**WHAT THE EXERCISE ASKS**: Reproduce all of the data below without alteration; exclude every picture.

**SUPPLIED MATERIAL**:
** begin **
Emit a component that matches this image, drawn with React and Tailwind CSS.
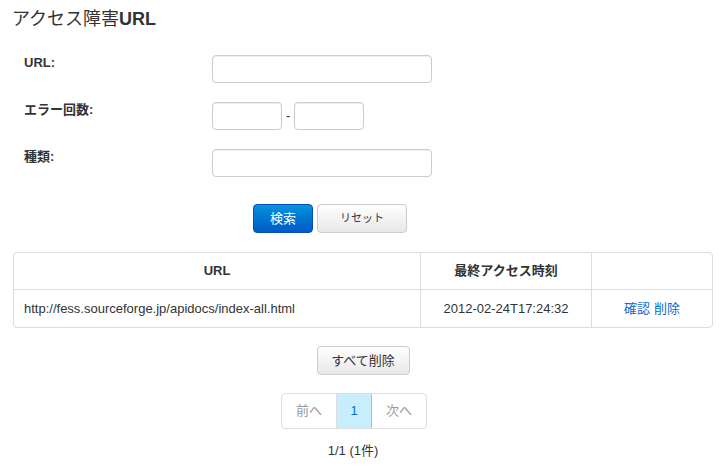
import React from "react";

const font = { fontFamily: '"Liberation Sans", "Noto Sans CJK JP", sans-serif' };

function Input({ w }) {
  return (
    <div
      className={`h-[28px] ${w} rounded-[4px] border border-[#cccccc] bg-white shadow-[inset_0_1px_1px_rgba(0,0,0,0.075)]`}
    />
  );
}

function Row({ label, children, mb = "mb-[19px]" }) {
  return (
    <div className={`flex ${mb}`}>
      <div className="w-[200px] shrink-0 pl-[12px] text-[13px] font-bold leading-4 text-[#333]">{label}</div>
      <div className="flex items-center">{children}</div>
    </div>
  );
}

export default function App() {
  return (
    <div className="w-[720px] h-[469px] bg-white text-[#333] overflow-hidden" style={font}>
      <div className="pl-[12px] pt-[7px]">
        <h3 className="text-[18px] leading-6 font-normal text-[#333]">
          アクセス障害<span className="font-bold">URL</span>
        </h3>

        <div className="mt-[24px]">
          <Row label="URL:">
            <Input w="w-[220px]" />
          </Row>
          <Row label="エラー回数:">
            <Input w="w-[70px]" />
            <span className="mx-[4px] text-[13px] leading-4 text-[#333]">-</span>
            <Input w="w-[70px]" />
          </Row>
          <Row label="種類:" mb="mb-0">
            <Input w="w-[220px]" />
          </Row>
        </div>

        <div className="mt-[27px] ml-[241px] flex gap-[4px]">
          <button className="h-[29px] w-[60px] rounded-[4px] border border-[#0050b8] bg-gradient-to-b from-[#0a92dc] to-[#0458c8] text-[13px] text-white">
            検索
          </button>
          <button className="h-[29px] w-[90px] rounded-[4px] border border-[#cccccc] bg-gradient-to-b from-white to-[#e8e8e8] text-[11px] text-[#333]">
            リセット
          </button>
        </div>

        <div className="mt-[19px] ml-[1px] w-[700px] rounded-[4px] border border-[#dddddd] text-[13px]">
          <div className="flex h-[36px] items-center font-bold">
            <div className="flex h-full w-[406px] items-center justify-center">URL</div>
            <div className="flex h-full w-[171px] items-center justify-center border-l border-[#dddddd]">
              最終アクセス時刻
            </div>
            <div className="h-full flex-1 border-l border-[#dddddd]" />
          </div>
          <div className="flex h-[38px] items-center border-t border-[#dddddd]">
            <div className="flex h-full w-[406px] items-center pl-[10px]">
              http://fess.sourceforge.jp/apidocs/index-all.html
            </div>
            <div className="flex h-full w-[171px] items-center justify-center border-l border-[#dddddd]">
              2012-02-24T17:24:32
            </div>
            <div className="flex h-full flex-1 items-center justify-center gap-[4px] border-l border-[#dddddd] text-[#0a6bd0]">
              <span>確認</span>
              <span>削除</span>
            </div>
          </div>
        </div>

        <div className="mt-[18px] flex w-[702px] justify-center">
          <button className="h-[29px] w-[93px] rounded-[4px] border border-[#cccccc] bg-gradient-to-b from-white to-[#e8e8e8] text-[13px] text-[#333]">
            すべて削除
          </button>
        </div>
      </div>

      <div className="mt-[18px] flex w-[708px] justify-center">
        <div className="flex h-[36px] overflow-hidden rounded-[4px] border border-[#dddddd] text-[13px]">
          <div className="flex w-[54px] items-center justify-center text-[#999]">前へ</div>
          <div className="flex w-[36px] items-center justify-center border-l border-r border-[#dddddd] border-r-[#9ec3d8] bg-[#c8eefd] text-[#0a6bd0]">
            1
          </div>
          <div className="flex w-[54px] items-center justify-center text-[#999]">次へ</div>
        </div>
      </div>

      <div className="mt-[12px] flex w-[706px] justify-center text-[13px] leading-5 text-[#333]">1/1 (1件)</div>
    </div>
  );
}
** end **
**RESPONSE**:
Emit a component that matches this image, drawn with React and Tailwind CSS.
import React from "react";

const font = { fontFamily: '"Liberation Sans", "Noto Sans CJK JP", sans-serif' };

function Input({ w }) {
  return (
    <div
      className={`h-[28px] ${w} rounded-[4px] border border-[#cccccc] bg-white shadow-[inset_0_1px_1px_rgba(0,0,0,0.075)]`}
    />
  );
}

function Row({ label, children, mb = "mb-[19px]" }) {
  return (
    <div className={`flex ${mb}`}>
      <div className="w-[200px] shrink-0 pl-[12px] text-[13px] font-bold leading-4 text-[#333]">{label}</div>
      <div className="flex items-center">{children}</div>
    </div>
  );
}

export default function App() {
  return (
    <div className="w-[720px] h-[469px] bg-white text-[#333] overflow-hidden" style={font}>
      <div className="pl-[12px] pt-[7px]">
        <h3 className="text-[18px] leading-6 font-normal text-[#333]">
          アクセス障害<span className="font-bold">URL</span>
        </h3>

        <div className="mt-[24px]">
          <Row label="URL:">
            <Input w="w-[220px]" />
          </Row>
          <Row label="エラー回数:">
            <Input w="w-[70px]" />
            <span className="mx-[4px] text-[13px] leading-4 text-[#333]">-</span>
            <Input w="w-[70px]" />
          </Row>
          <Row label="種類:" mb="mb-0">
            <Input w="w-[220px]" />
          </Row>
        </div>

        <div className="mt-[27px] ml-[241px] flex gap-[4px]">
          <button className="h-[29px] w-[60px] rounded-[4px] border border-[#0050b8] bg-gradient-to-b from-[#0a92dc] to-[#0458c8] text-[13px] text-white">
            検索
          </button>
          <button className="h-[29px] w-[90px] rounded-[4px] border border-[#cccccc] bg-gradient-to-b from-white to-[#e8e8e8] text-[11px] text-[#333]">
            リセット
          </button>
        </div>

        <div className="mt-[19px] ml-[1px] w-[700px] rounded-[4px] border border-[#dddddd] text-[13px]">
          <div className="flex h-[36px] items-center font-bold">
            <div className="flex h-full w-[406px] items-center justify-center">URL</div>
            <div className="flex h-full w-[171px] items-center justify-center border-l border-[#dddddd]">
              最終アクセス時刻
            </div>
            <div className="h-full flex-1 border-l border-[#dddddd]" />
          </div>
          <div className="flex h-[38px] items-center border-t border-[#dddddd]">
            <div className="flex h-full w-[406px] items-center pl-[10px]">
              http://fess.sourceforge.jp/apidocs/index-all.html
            </div>
            <div className="flex h-full w-[171px] items-center justify-center border-l border-[#dddddd]">
              2012-02-24T17:24:32
            </div>
            <div className="flex h-full flex-1 items-center justify-center gap-[4px] border-l border-[#dddddd] text-[#0a6bd0]">
              <span>確認</span>
              <span>削除</span>
            </div>
          </div>
        </div>

        <div className="mt-[18px] flex w-[702px] justify-center">
          <button className="h-[29px] w-[93px] rounded-[4px] border border-[#cccccc] bg-gradient-to-b from-white to-[#e8e8e8] text-[13px] text-[#333]">
            すべて削除
          </button>
        </div>
      </div>

      <div className="mt-[18px] flex w-[708px] justify-center">
        <div className="flex h-[36px] overflow-hidden rounded-[4px] border border-[#dddddd] text-[13px]">
          <div className="flex w-[54px] items-center justify-center text-[#999]">前へ</div>
          <div className="flex w-[36px] items-center justify-center border-l border-r border-[#dddddd] border-r-[#9ec3d8] bg-[#c8eefd] text-[#0a6bd0]">
            1
          </div>
          <div className="flex w-[54px] items-center justify-center text-[#999]">次へ</div>
        </div>
      </div>

      <div className="mt-[12px] flex w-[706px] justify-center text-[13px] leading-5 text-[#333]">1/1 (1件)</div>
    </div>
  );
}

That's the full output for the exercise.